The 519 incident truly erupted from the early morning of May 19 to the morning. Bitcoin was directly smashed from $43,000 to $30,000, a drop of 30%. Ethereum was even worse: it fell from $3,300 to $1,900, down 42%. Market sentiment instantly flipped from greed to fear. Investors rushed to sell, and exchanges also experienced downtime and lag; many people didn’t even have time to close their positions. The fear index shot up to 0.8, the greed index fell to 10, and the market was completely thrown into collapse.
However, the recovery was fairly fast. By the afternoon of May 19, some people started buying the dip. Bitcoin rebounded to $40,000, and Ethereum returned to $2,800. From the most desperate moment, the whole market gradually began to regain rationality. After that, it entered a consolidation phase: the market gradually stabilized, and investors also started to reconsider the value of cryptocurrencies.
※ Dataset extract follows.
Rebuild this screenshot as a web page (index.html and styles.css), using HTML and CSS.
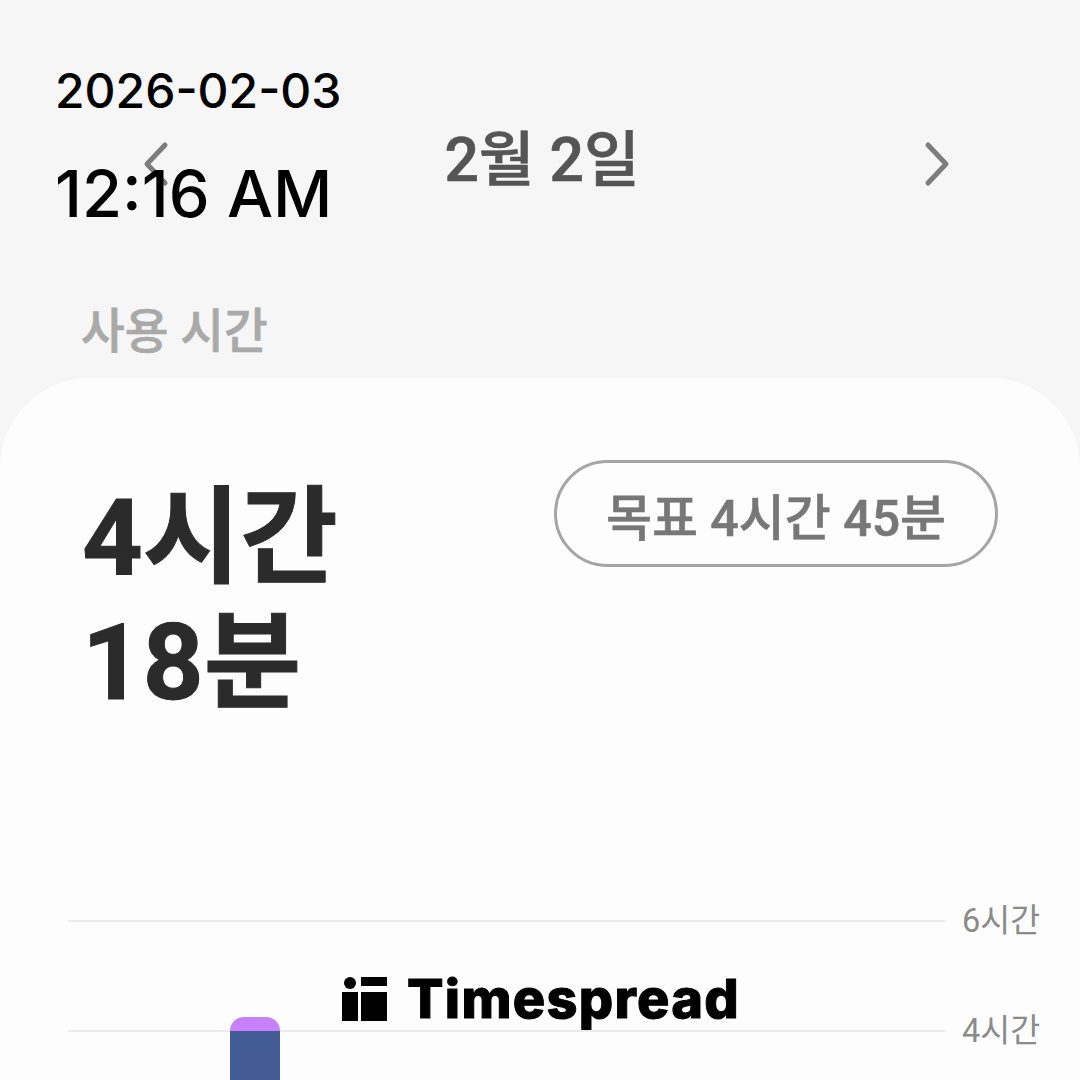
FILE: index.html
```html
<!DOCTYPE html>
<html lang="ko">
<head>
    <meta charset="UTF-8">
    <meta name="viewport" content="width=device-width, initial-scale=1.0">
    <title>사용 시간</title>
    <link rel="stylesheet" href="styles.css">
</head>
<body>
    <div class="screen">
        <div class="date-nav">
            <svg class="chevron" width="30" height="48" viewBox="0 0 30 48"><path d="M24 5 L6 24 L24 43" /></svg>
            <h1 class="date-title">2월 2일</h1>
            <svg class="chevron" width="30" height="48" viewBox="0 0 30 48"><path d="M6 5 L24 24 L6 43" /></svg>
        </div>
        <div class="section-label">사용 시간</div>

        <div class="card">
            <div class="summary">
                <div class="total">4시간<br>18분</div>
                <div class="goal">목표 4시간 45분</div>
            </div>
            <div class="chart">
                <div class="grid-row">
                    <div class="grid-line"></div>
                    <div class="grid-label">6시간</div>
                </div>
                <div class="grid-row">
                    <div class="grid-line"></div>
                    <div class="grid-label">4시간</div>
                </div>
                <div class="bar">
                    <div class="bar-over"></div>
                    <div class="bar-base"></div>
                </div>
            </div>
        </div>
    </div>

    <div class="stamp">
        <div class="stamp-date">2026-02-03</div>
        <div class="stamp-time">12:16 AM</div>
    </div>

    <div class="brand">
        <svg class="brand-icon" width="45" height="44" viewBox="0 0 45 44">
            <circle cx="8" cy="6" r="6" />
            <rect x="0" y="15" width="16" height="29" />
            <rect x="19" y="0" width="26" height="9" />
            <rect x="19" y="15" width="26" height="29" />
        </svg>
        <span class="brand-name">Timespread</span>
    </div>
</body>
</html>
```

FILE: styles.css
```css
html, body { margin: 0; padding: 0; }
body { width: 1080px; height: 1080px; overflow: hidden; background: #f6f6f6; font-family: "Roboto", "Noto Sans CJK KR", sans-serif; position: relative; }

.screen { height: 1080px; display: flex; flex-direction: column; }

.date-nav { display: flex; justify-content: space-between; align-items: center; height: 64px; margin-top: 132px; padding: 0 128px 0 141px; }
.date-title { margin: 0 0 6px -9px; font-size: 60.5px; font-weight: 500; color: #555; line-height: 64px; -webkit-text-stroke: 0.7px #555; }
.chevron { fill: none; stroke: #7d7d7d; stroke-width: 5; stroke-linecap: round; stroke-linejoin: round; }

.section-label { margin: 104px 0 0 81px; font-size: 47.5px; font-weight: 500; line-height: 64px; color: #a9a9a9; -webkit-text-stroke: 0.7px #a9a9a9; }

.card { flex: 1; margin-top: 14px; background: #fdfdfd; border-radius: 90px 90px 0 0; padding-top: 82px; }

.summary { display: flex; justify-content: space-between; align-items: flex-start; padding: 0 82px; height: 406px; }
.total { font-size: 106px; font-weight: 700; line-height: 125px; color: #2b2b2b; margin-top: 16px; -webkit-text-stroke: 1px #2b2b2b; }
.goal { box-sizing: border-box; height: 107px; width: 444px; border: 3px solid #a5a5a5; border-radius: 54px; display: flex; align-items: center; justify-content: center; font-size: 50px; font-weight: 500; color: #777; -webkit-text-stroke: 0.6px #777; }

.chart { position: relative; padding-left: 68px; }
.grid-row { display: flex; align-items: center; height: 110px; }
.grid-line { width: 877px; height: 2px; background: #ececec; }
.grid-label { margin-left: 17px; font-size: 32.5px; line-height: 40px; color: #8a8a8a; }

.bar { position: absolute; left: 230px; top: 151px; width: 50px; height: 64px; }
.bar-over { height: 14px; background: #c77ffa; border-radius: 14px 14px 0 0; }
.bar-base { height: 50px; background: #445c96; }

.stamp { position: absolute; left: 55px; top: 58px; color: #000; font-family: "Inter", sans-serif; font-weight: 500; }
.stamp-date { font-size: 48px; line-height: 66px; }
.stamp-time { font-size: 65px; line-height: 74px; margin-top: 33px; }

.brand { position: absolute; left: 342px; top: 975px; display: flex; align-items: center; gap: 20px; color: #000; }
.brand-name { font-family: "Inter", sans-serif; font-size: 54px; font-weight: 800; letter-spacing: 1.3px; line-height: 48px; -webkit-text-stroke: 1px #000; }
```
Now that I look back on the 519 incident, it really was an extreme manifestation of market sentiment. In bull markets, greed gets amplified infinitely; in bear markets, fear gets amplified infinitely as well. This crisis also helped people in the community better understand the importance of risk management. It’s just that the market structure has changed now—large funds have entered—so it’s indeed less likely that a purely emotion-driven, frenzied scene like that will happen again.